EU - The EU pig breeding herd declined slightly in the year to June 2015, according to provisional figures from Eurostat.
Based on results from all the major producing countries, there were 1 per cent fewer sows than a year earlier.
However, trends varied between Member States. Belgium and Poland both recorded 6 per cent falls in their breeding herds, while Germany was among other countries with fewer sows.
However, several other sow herds increased, including the Spanish one, the EU’s largest, which grew by 2 per cent , the fastest rise recorded.
There is little suggestion of any expansion of the EU breeding herd in the short-term, given that both in-pig and maiden gilt numbers were down, by 3 per cent and 2 per cent respectively.

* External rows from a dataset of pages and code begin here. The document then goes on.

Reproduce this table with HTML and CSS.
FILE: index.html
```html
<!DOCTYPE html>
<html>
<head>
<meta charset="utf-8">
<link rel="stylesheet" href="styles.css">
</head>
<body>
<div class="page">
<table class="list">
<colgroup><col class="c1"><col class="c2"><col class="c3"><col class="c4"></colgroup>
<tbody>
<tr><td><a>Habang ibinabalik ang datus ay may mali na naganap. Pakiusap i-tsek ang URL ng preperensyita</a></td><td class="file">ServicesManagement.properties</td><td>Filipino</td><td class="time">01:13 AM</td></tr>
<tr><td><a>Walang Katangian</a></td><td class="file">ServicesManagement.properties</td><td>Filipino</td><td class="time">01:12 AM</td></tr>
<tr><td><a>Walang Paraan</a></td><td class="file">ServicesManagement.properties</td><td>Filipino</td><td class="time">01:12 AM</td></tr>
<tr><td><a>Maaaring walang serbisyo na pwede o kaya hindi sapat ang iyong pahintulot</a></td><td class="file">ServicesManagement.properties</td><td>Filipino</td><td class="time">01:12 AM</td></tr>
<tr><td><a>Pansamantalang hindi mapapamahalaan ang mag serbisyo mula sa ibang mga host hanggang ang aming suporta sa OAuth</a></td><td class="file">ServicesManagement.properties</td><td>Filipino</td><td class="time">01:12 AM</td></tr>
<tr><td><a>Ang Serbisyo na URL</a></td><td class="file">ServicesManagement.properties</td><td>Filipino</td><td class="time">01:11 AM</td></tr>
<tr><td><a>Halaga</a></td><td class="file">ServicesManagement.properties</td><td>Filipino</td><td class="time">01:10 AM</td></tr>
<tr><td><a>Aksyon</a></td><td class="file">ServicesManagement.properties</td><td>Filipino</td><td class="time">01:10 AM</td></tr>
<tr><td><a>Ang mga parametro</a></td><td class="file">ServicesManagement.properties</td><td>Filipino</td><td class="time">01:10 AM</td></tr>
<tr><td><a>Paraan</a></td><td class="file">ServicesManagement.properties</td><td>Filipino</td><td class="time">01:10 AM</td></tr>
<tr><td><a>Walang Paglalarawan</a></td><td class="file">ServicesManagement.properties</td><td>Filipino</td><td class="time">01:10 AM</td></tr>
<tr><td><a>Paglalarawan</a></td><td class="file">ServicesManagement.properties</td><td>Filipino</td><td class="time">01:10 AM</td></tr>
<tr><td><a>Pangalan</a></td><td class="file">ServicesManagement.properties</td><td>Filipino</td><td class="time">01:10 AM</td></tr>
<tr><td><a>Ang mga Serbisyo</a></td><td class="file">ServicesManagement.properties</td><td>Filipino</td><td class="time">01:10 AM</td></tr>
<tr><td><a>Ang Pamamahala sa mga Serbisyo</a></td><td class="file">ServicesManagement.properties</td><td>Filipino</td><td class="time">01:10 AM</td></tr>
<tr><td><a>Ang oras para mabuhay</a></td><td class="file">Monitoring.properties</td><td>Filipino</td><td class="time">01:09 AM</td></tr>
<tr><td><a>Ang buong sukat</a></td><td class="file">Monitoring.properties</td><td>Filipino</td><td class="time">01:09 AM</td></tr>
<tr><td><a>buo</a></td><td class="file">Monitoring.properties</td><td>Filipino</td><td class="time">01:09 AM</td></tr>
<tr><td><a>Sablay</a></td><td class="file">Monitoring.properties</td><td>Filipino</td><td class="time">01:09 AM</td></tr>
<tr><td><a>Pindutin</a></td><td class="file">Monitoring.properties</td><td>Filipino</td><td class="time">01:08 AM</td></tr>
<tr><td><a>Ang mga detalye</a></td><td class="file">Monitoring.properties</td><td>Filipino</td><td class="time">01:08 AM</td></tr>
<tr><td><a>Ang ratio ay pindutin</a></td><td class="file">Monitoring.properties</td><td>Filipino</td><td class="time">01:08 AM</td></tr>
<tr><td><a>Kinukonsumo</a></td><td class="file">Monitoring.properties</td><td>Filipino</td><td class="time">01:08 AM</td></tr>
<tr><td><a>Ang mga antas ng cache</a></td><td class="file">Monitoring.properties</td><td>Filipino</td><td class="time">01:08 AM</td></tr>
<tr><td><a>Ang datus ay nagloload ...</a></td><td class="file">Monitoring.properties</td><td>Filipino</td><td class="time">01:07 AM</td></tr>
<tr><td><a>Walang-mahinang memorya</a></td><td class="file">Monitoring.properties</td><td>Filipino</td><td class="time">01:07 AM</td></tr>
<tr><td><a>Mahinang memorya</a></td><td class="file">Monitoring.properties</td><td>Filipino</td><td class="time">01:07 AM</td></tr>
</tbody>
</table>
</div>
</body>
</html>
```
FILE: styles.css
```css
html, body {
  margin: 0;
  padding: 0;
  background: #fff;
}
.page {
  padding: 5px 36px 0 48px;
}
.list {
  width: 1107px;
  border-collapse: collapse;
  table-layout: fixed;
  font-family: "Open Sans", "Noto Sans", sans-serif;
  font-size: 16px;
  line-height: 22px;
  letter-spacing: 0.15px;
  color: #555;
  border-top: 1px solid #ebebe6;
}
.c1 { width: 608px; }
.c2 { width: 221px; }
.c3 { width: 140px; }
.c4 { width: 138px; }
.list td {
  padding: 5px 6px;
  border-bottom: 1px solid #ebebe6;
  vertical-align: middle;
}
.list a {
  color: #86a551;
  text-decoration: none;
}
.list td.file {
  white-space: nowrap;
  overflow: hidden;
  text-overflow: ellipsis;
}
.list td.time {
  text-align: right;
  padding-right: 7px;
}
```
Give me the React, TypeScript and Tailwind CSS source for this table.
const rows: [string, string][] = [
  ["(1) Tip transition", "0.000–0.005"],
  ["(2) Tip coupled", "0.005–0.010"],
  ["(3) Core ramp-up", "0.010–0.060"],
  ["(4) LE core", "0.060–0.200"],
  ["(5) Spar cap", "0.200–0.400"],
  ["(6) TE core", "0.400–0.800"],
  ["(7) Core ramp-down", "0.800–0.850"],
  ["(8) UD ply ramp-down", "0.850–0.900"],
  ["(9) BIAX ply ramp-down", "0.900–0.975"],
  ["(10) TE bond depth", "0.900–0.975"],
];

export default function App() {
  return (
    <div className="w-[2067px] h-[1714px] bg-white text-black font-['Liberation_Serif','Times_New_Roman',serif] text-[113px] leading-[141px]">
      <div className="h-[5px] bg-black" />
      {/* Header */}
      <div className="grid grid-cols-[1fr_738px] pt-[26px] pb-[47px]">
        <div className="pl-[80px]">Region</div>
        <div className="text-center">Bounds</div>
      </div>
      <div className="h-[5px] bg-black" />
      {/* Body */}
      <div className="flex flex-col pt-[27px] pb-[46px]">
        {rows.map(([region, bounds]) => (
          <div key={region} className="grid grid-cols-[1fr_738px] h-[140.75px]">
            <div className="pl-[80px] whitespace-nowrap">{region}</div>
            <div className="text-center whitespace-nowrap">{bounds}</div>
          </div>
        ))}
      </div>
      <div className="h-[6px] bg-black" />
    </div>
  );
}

However, these relatively small falls don’t indicate a sharp fall in the breeding herd either.
The overall decline in the breeding herd suggests that growth in pig slaughterings should slow in the second half of this year and into next but no dramatic tightening of supplies can be expected.
The likely slowdown in production is backed up by the figures for the rest of the pig herd. Total pig numbers were up nearly 2 per cent overall but piglet numbers (under 20kg) were only 1 per cent higher.
Both are lower than the 4 per cent rise in pig slaughterings in the first half of the year. Growth was driven by a 6 per cent rise in the Spanish herd, which accounted for nearly two-thirds of the overall increase.